Seeing the Story Behind the Numbers

Analytical procedures are not just about calculating ratios. They’re about identifying patterns, trends, and anomalies—reading between the lines of the financials to understand what’s changing, what’s going wrong, and where opportunity lies. They help you flag issues early, start better conversations with clients, and, most importantly, turn your reports into a service worth paying for.

Think of them as a lens that lets you ask smarter questions. Why is profit up but cash is tight? Why did debtors jump by 20%? Why is the gross margin slipping when sales are stable? These are the questions that turn a report into a relationship.

Stop Giving Clients Data They Don’t Understand

Most clients don’t care about the income statement or balance sheet in isolation. They want to know if they’re making money, if they can pay their bills, and where they’re bleeding cash. A ten-page management report won’t give them that clarity—but a sharp one-pager, with a clear insight or two and a simple visual, just might.

This doesn’t mean more work. It means smarter work. Build your report with trend lines instead of tables. Add a note explaining that unbilled time cost them R42,000 last month. Point out that their debtor days mean they’re essentially lending interest-free money to clients. Give them something to act on, and they’ll start seeing you as more than just the person who files their tax returns.

It’s Not Just for Advisory—It’s for Reviews Too

Analytical procedures aren’t just helpful in advisory work. They’re essential in independent reviews. When done right, they help you spot inconsistencies, identify risks, and document your conclusions with confidence. You don’t need to audit—but you do need to investigate. And these tools make it easier to do that in a structured, focused way that adds real value.

A proper analytical review looks at what should have happened, compares it to what did happen, and helps you figure out why the difference exists. It’s faster than combing through every line of a ledger—and far more powerful.

Turn Insight Into Income

Here’s the real magic: once you get into the habit of analysing instead of just compiling, you can start building services around it. Monthly packages that include basic insights. Advisory check-ins that command premium fees. Independent reviews that feel more like business coaching than compliance.
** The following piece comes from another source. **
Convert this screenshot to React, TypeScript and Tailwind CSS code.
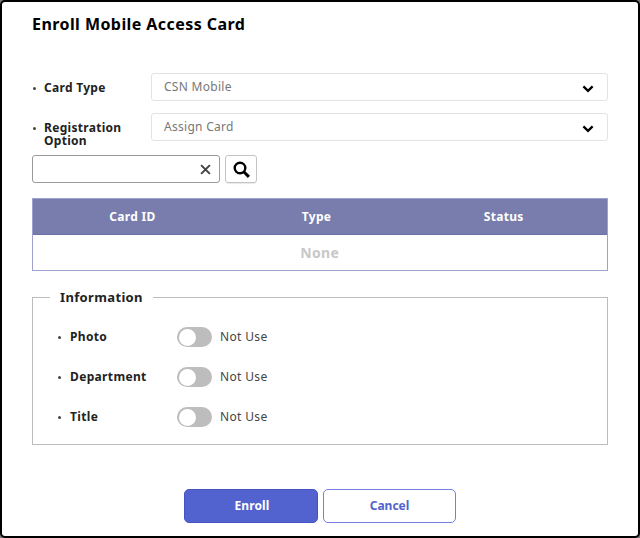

And you don’t have to do it alone. A junior can run the ratios. A dashboard tool can visualise the trends. Your job is to translate it into something your client understands—and values.

Because when you start helping clients run better businesses, they stop seeing you as a cost and start seeing you as an asset.

This Is What Makes You Harder to Replace

In a world where automation is coming for compliance, the accountants who thrive will be the ones who advise. Analytical procedures give you a way to do that, right now, with the tools you already have. You don’t need new software. You need a new approach.

Your clients need insight. Your practice needs new revenue streams. Analytical procedures can give you both.

So stop just reporting. Start advising. And get paid for the value you already provide.